Adultos vêem seus pequenos muito mais preparados para o desapego, sem se importarem com valores monetários, mas com a vontade de brincar, brincar e compoartilhar. Algumas crianças nem queriam trocar seu brinquedo pelo que o novo amigo tinha, mas fazia a troca porque o brincar com o novo amigo fazia ele “abrir mão” e não se importar em trocar por algo que não queria tanto, até porque as trocas continuam e ele poderia trocar algo que não gostou com outra criança.

A Feira de Troca de Brasília foi pensada em oferecer uma vivência prazerosa para famílias e crianças. A proposta era que a vivência da Feira de Trocas fosse o despertar de consciências. Eu acredito que a prática da troca e da maneira como a feira acontece, favorece a vontade das pessoas “desapegarem” do modelo de consumo mercadológico imposto.

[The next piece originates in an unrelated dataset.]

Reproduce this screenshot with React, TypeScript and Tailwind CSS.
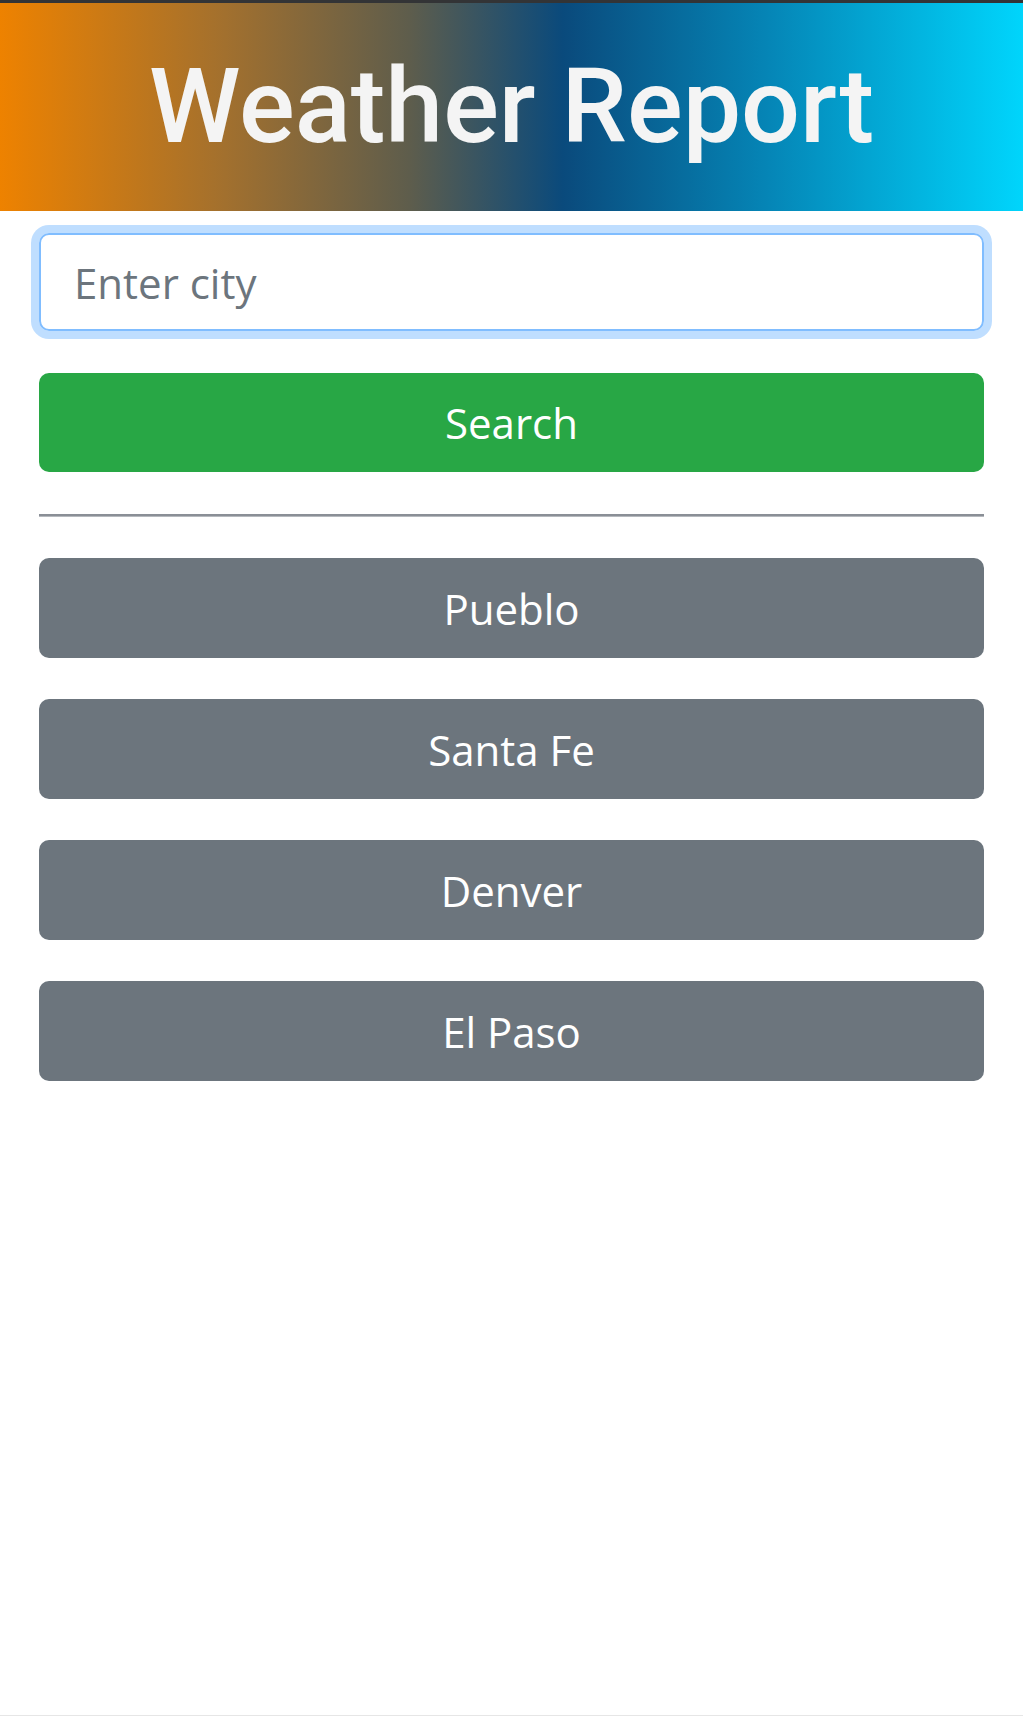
import React from "react";

const cities = ["Pueblo", "Santa Fe", "Denver", "El Paso"];

export default function App() {
  return (
    <div className="min-h-[1716px] bg-white flex flex-col font-['Open_Sans',sans-serif]">
      <div className="h-[3px] bg-[#333436]" />
      <header className="h-[208px] flex items-center justify-center bg-[linear-gradient(to_right,#ee8200_0%,#a2702e_22%,#5e5d4c_40%,#0a4a7c_55%,#0585b6_75%,#00d5fc_100%)]">
        <h1 className="font-['Roboto',sans-serif] font-medium text-[104px] leading-none text-[#f4f4f4] tracking-[0px]">
          Weather Report
        </h1>
      </header>
      <main className="px-[39px] pt-[22px] flex flex-col">
        <input
          type="text"
          placeholder="Enter city"
          className="h-[98px] w-full border-2 border-[#80bdff] rounded-[10px] shadow-[0_0_0_8px_#bfdeff] px-[33px] text-[42px] text-[#495057] placeholder:text-[#6c757d] outline-none font-['Open_Sans',sans-serif]"
        />
        <button className="mt-[42px] h-[99px] w-full rounded-[10px] bg-[#28a745] text-white text-[42px] font-['Open_Sans',sans-serif]">
          Search
        </button>
        <div className="mt-[42px] h-[3px] bg-[linear-gradient(to_bottom,#8a8f96_0%,#8a8f96_60%,#d5d7da_100%)]" />
        <div className="mt-[41px] flex flex-col gap-[41px]">
          {cities.map((c) => (
            <button
              key={c}
              className="h-[100px] w-full rounded-[10px] bg-[#6c757d] text-white text-[42px] font-['Open_Sans',sans-serif]"
            >
              {c}
            </button>
          ))}
        </div>
      </main>
      <div className="mt-auto h-[1px] bg-[#e6e6e6]" />
    </div>
  );
}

A partir dessa experiência eu descobri o poder de uma proposta alinhada com o desejo da sociedade.

O sucesso de público das nossas Feiras em Brasília me fez ver que a gente é capaz de mudar o mundo com pequenas ações. Eu “proporcionei” – porque coloquei em prática – o que todos tinham vontade de viver, mas não havia essa proposta pra que as pessoas pudessem aderir.

Então, se você tem um monte de coisa em casa que não usa mais, manda mensagem no grupo de amigos, família, vizinhança, e bora organizar um lanche, piquenique, sarau e trocar tudo! Para organizar uma Feira de Trocas de Brinquedos basta vontade. Se precisar de um roteiro e material para divulgação, acesse o site do projeto. As trocas acontecem de forma orgânica, você só precisa acompanhar as crianças nessa descoberta para que elas fiquem felizes com suas trocas. Mas nada de orientar a troca pelo valor monetário do brinquedo, hein?

Deixo aqui o relato de alguém que descobriu que a vida pode ser leve e mais prazerosa se a gente conseguir desapegar do que nos impõem como modelo de consumo. Focar nas relações pessoais, no contato com a natureza e no que nos faz bem é o caminho para muitas descobertas.

*Raquel Fuzaro é advogada, ativista dos direitos das crianças, mãe de Júlia Fuzaro (9) e Luiz Felipe Fuzaro (8). De São Paulo, atualmente mora em Brasília. Organiza Feiras de Trocas de Brinquedos desde 2012.